Box port throughput shows signs of stabilising
Container ports are showing signs that the worst impacts of the coronavirus pandemic are retreating, with the latest bi-weekly Port Economic Impact Barometer showing a progressive improvement in three of the four survey questions asked of the world’s ports.
“With generalised lockdowns now limited, the return of vessels and the lower numbers of blank sailings continue, although at a slow pace,” the report said. “For the first time since starting the measurements, the percentage of ports reporting that the number of containership calls corresponds to a normal situation has exceeded the 50% threshold.”
Some ports that had experienced a decline in the number of container ships calls reported further improvement emerging, with several certain that they will soon return to similar numbers of ship calls as in the corresponding period last year.
“At the same time, maritime trade volumes have also started to increase, as several economies, or major parts of them, have returned to operations and increased number of transactions,” said the report – which is produced by the International Association of Ports and Harbors in conjunction with the World Ports Sustainability Project.
The findings reflect recent statements from some individual European container ports. Europe’s largest, Rotterdam, reported a 7% decline in volumes in the first six months of 2020, after losing 20% of its scheduled services in May and June.

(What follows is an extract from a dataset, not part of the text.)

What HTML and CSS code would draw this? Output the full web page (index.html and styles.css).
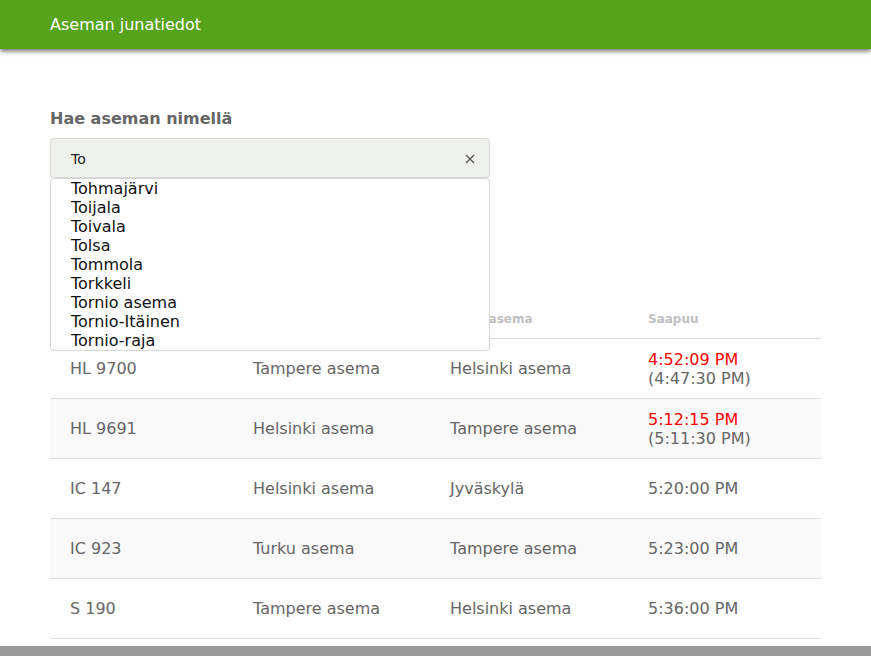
FILE: index.html
```html
<!DOCTYPE html>
<html lang="fi">
<head>
<meta charset="utf-8">
<title>Aseman junatiedot</title>
<link rel="stylesheet" href="styles.css">
</head>
<body>
<header class="topbar">
  <div class="topbar-title">Aseman junatiedot</div>
</header>
<main class="content">
  <label class="search-label" for="station">Hae aseman nimellä</label>
  <div class="search">
    <div class="search-input">
      <span class="search-value">To</span>
      <svg class="clear" width="10" height="10" viewBox="0 0 10 10"><path d="M1 1 L9 9 M9 1 L1 9" stroke="#555" stroke-width="1.3" fill="none"/></svg>
    </div>
    <ul class="suggestions">
      <li>Tohmajärvi</li>
      <li>Toijala</li>
      <li>Toivala</li>
      <li>Tolsa</li>
      <li>Tommola</li>
      <li>Torkkeli</li>
      <li>Tornio asema</li>
      <li>Tornio-Itäinen</li>
      <li>Tornio-raja</li>
    </ul>
  </div>
  <table class="trains">
    <colgroup>
      <col class="c1"><col class="c2"><col class="c3"><col class="c4">
    </colgroup>
    <thead>
      <tr><th>Juna</th><th>Lähtöasema</th><th>Pääteasema</th><th>Saapuu</th></tr>
    </thead>
    <tbody>
      <tr><td>HL 9700</td><td>Tampere asema</td><td>Helsinki asema</td><td><span class="late">4:52:09 PM</span><br>(4:47:30 PM)</td></tr>
      <tr><td>HL 9691</td><td>Helsinki asema</td><td>Tampere asema</td><td><span class="late">5:12:15 PM</span><br>(5:11:30 PM)</td></tr>
      <tr><td>IC 147</td><td>Helsinki asema</td><td>Jyväskylä</td><td>5:20:00 PM</td></tr>
      <tr><td>IC 923</td><td>Turku asema</td><td>Tampere asema</td><td>5:23:00 PM</td></tr>
      <tr><td>S 190</td><td>Tampere asema</td><td>Helsinki asema</td><td>5:36:00 PM</td></tr>
    </tbody>
  </table>
</main>
<div class="scrollbar"></div>
</body>
</html>
```

FILE: styles.css
```css
html, body {
  margin: 0;
  padding: 0;
  background: #fff;
  font-family: "DejaVu Sans", sans-serif;
  overflow: hidden;
}

.topbar {
  height: 49px;
  background: #57a31b;
  box-shadow: 0 2px 5px rgba(0, 0, 0, 0.6);
  display: flex;
  align-items: center;
  padding-left: 50px;
  position: relative;
  z-index: 2;
}

.topbar-title {
  color: #fff;
  font-size: 16px;
  margin-top: -1px;
}

.content {
  margin: 0 50px;
  padding-top: 60px;
  width: 771px;
}

.search-label {
  display: block;
  font-size: 16px;
  font-weight: bold;
  color: #666;
  line-height: 19px;
  margin-bottom: 10px;
}

.search {
  position: relative;
  width: 440px;
  margin-bottom: 122px;
}

.search-input {
  box-sizing: border-box;
  height: 40px;
  background: #eef1ec;
  border: 1px solid #d8dbd6;
  border-radius: 4px;
  display: flex;
  align-items: center;
  justify-content: space-between;
  padding: 1px 14px 0 20px;
}

.search-value {
  font-size: 14px;
  color: #222;
}

.clear {
  display: block;
}

.suggestions {
  position: absolute;
  top: 40px;
  left: 0;
  right: 0;
  margin: 0;
  padding: 0;
  list-style: none;
  background: #fff;
  border: 1px solid #d6d6d6;
  border-radius: 4px;
  z-index: 3;
}

.suggestions li {
  font-size: 16px;
  line-height: 19px;
  color: #111;
  padding-left: 20px;
}

.trains {
  width: 771px;
  border-collapse: collapse;
  table-layout: fixed;
}

.c1 { width: 183px; }
.c2 { width: 197px; }
.c3 { width: 198px; }
.c4 { width: 193px; }

.trains th {
  height: 38px;
  box-sizing: border-box;
  text-align: left;
  font-size: 12px;
  font-weight: bold;
  color: #bfbfbf;
  padding: 1px 0 0 20px;
  border-bottom: 1px solid #ddd;
}

.trains td {
  height: 60px;
  box-sizing: border-box;
  font-size: 16px;
  line-height: 19px;
  color: #666;
  padding: 1px 0 0 20px;
  border-bottom: 1px solid #ddd;
  vertical-align: middle;
}

.trains tbody tr:nth-child(even) {
  background: #f9f9f9;
}

.late {
  color: #ff0000;
}

.scrollbar {
  position: fixed;
  left: 0;
  right: 0;
  bottom: 0;
  height: 10px;
  background: #9a9a9a;
}
```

But the fall in volumes was less pronounced that the decline in the number of vessel calls, because of the increased size of ships calling.
Antwerp even managed to increase volumes during the first half of the year. “Container traffic increased in the first quarter but from April felt the effects of cancelled sailings,” the port said.
“Nevertheless, container throughput recorded a slight increase of 0.4% in the period January-June 2020 compared to the same period last year.”